Angela Merkel is likely to win a fourth term as chancellor after a national election on Sunday but business leaders are already warning her that the next government must implement growth-friendly policies to ensure Germany remains the euro zone's largest economy.
Steffen Kampeter, director general of the Confederation of German Employers' Associations (BDA), told CNBC on Wednesday that Germany needed to stay in the "Champions League", referring to the soccer competition which sees top-division European clubs compete.
"We are in the Champions League at the moment that's quite clear, but we need a political surrounding that makes sure we stay in the Champions League, that will be the task for the four new years of the government."
"Our clear perception is that for the next four years we need a more growth-friendly and more business-orientated policy. We have challenges (in terms of) demographics, the stability of the social security system and we feel the disruption from the industrial production from new competitors in Asia and elsewhere."
Germany is traditionally seen as the growth engine in Europe although, with its current account surplus (amassed through a buoyant, export-heavy economy), it has long been accused of not encouraging enough household spending and consumption, and a lack of domestic investment.
In the second quarter, however, the country's 0.6 percent quarter-on-quarter growth was driven by strong household spending and government expenditure, according to the Federal Statistics Office, and a substantial increase in imports which outstripped exports.
On the whole, German voters are pleased with Angela Merkel's record in government although her recent policies over immigration – Germany allowed 1 million mainly Syrian refugees to enter the country during the region's refugee crisis in 2015 – has pushed some voters towards the right-wing Alternative for Germany (AfD) party.
Ahead of Sunday's election, the latest opinion poll by the Frankfurter Allgemeine Zeitung newspaper on Tuesday showed Merkel's conservative alliance of the Christian Democrats and its sister Christian Union party (CDU-CSU) with 36.5 percent of the vote, followed by her main rivals, the SPD with 22 percent of the vote.

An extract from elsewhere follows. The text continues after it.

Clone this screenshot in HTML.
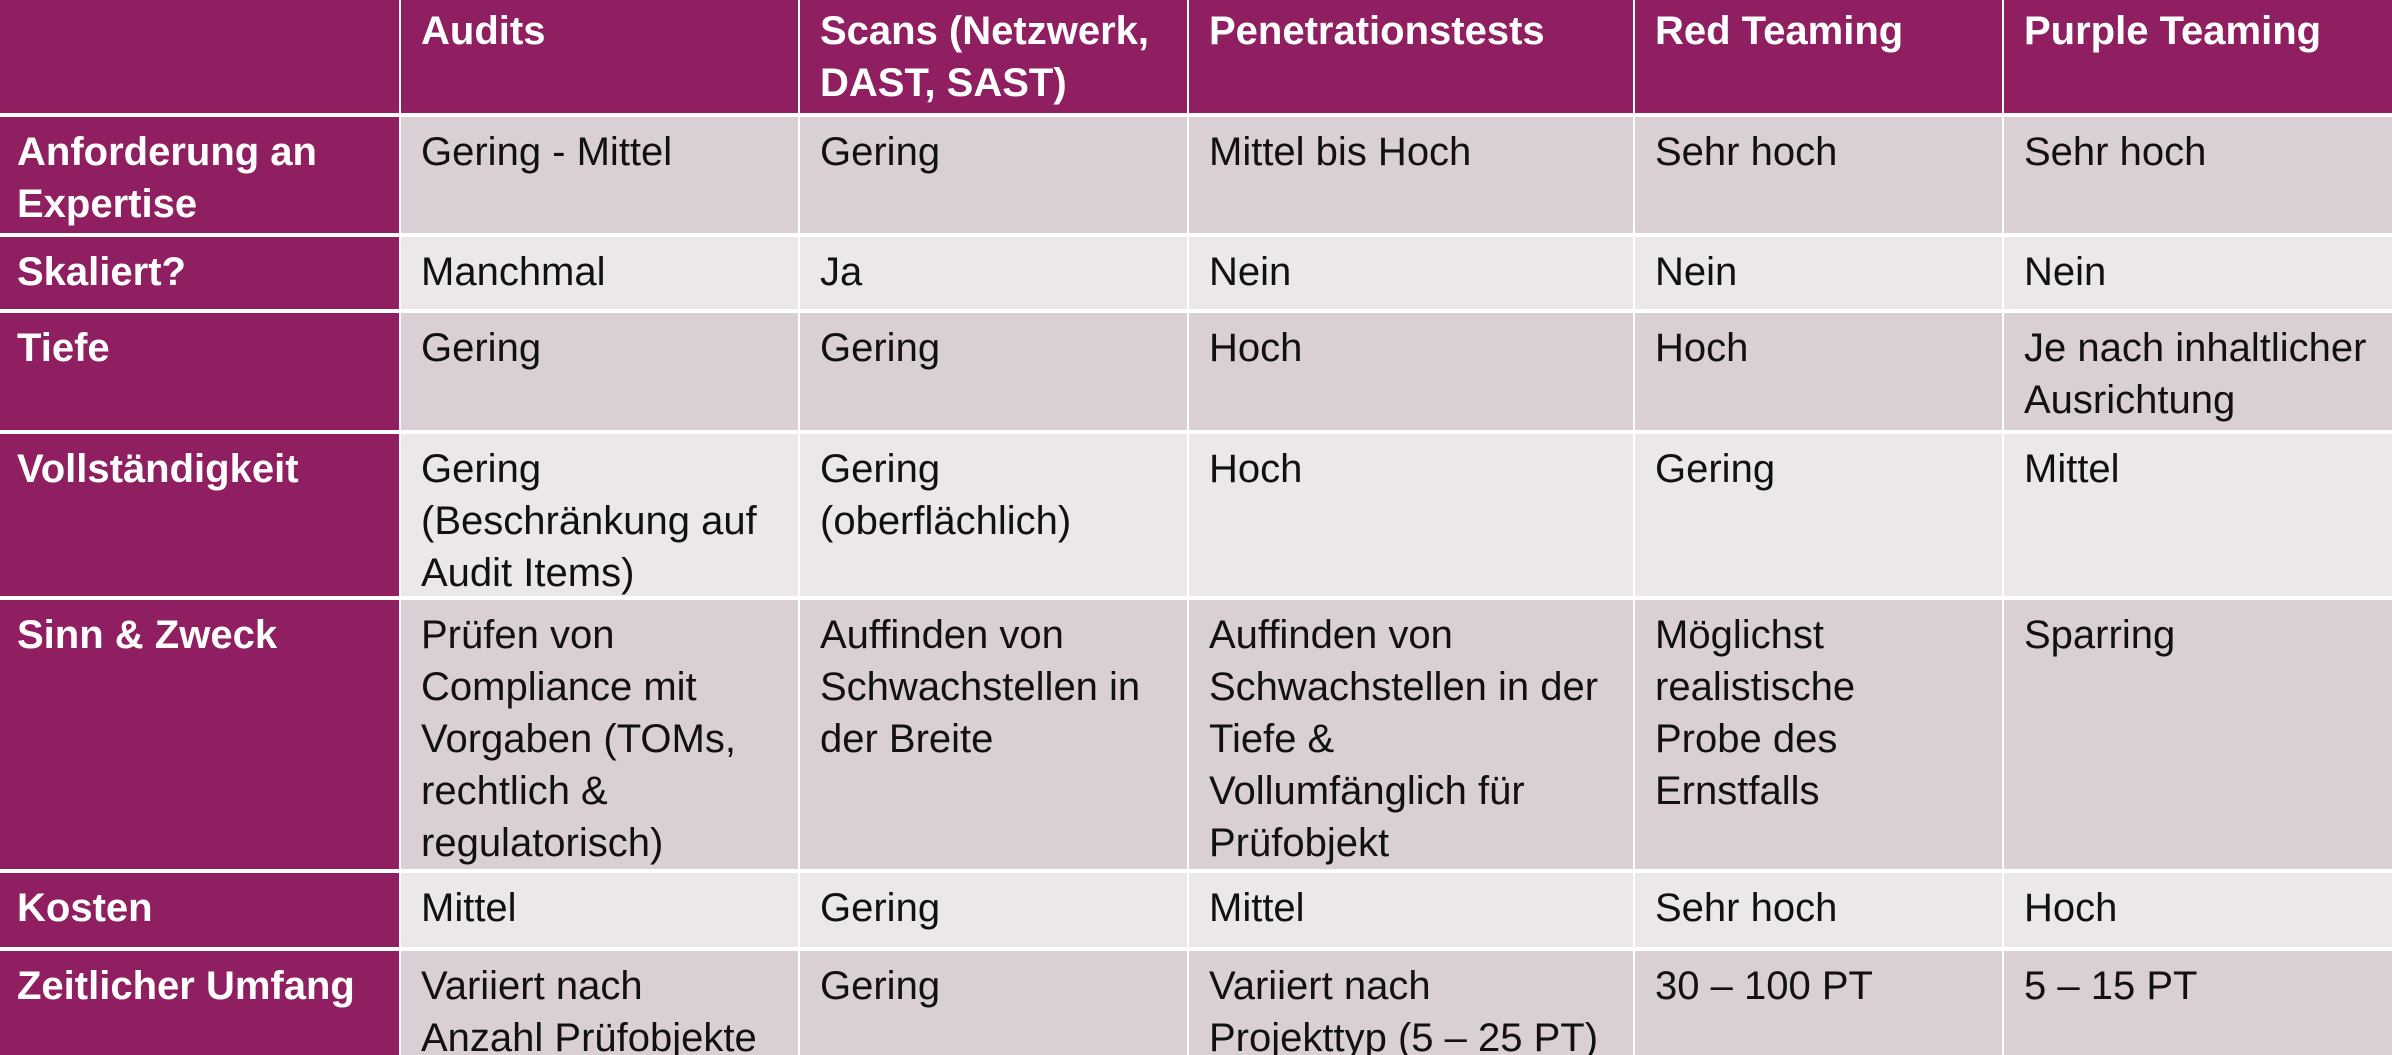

In third place was the anti-immigration AfD party on 10 percent, the poll conducted by Allensbach showed the business-friendly Free Democrats (FDP) with 11 percent of the vote and the Greens with 8 percent. The Greens and FDP are predicted to be the most likely coalition partners with Merkel's CDU-CSU.
Speaking to German broadcaster RTL on Tuesday, Merkel said she was "not thinking about any coalitions now."
"I have said that we will not form a coalition with the AfD, we will also not form a coalition with the Left, and apart from that we are working on a good election results for the CDU and the CSU."
Marcel Fratzscher, president of the German Institute for Economic Research (DIW Berlin), told CNBC on Tuesday that the legacy question facing Angela Merkel was whether she could turn Germany, in the next four years, "into an open society that is integrating not just refugees but a lot of Europeans that have come to Germany in the last few years into the labor market, into society."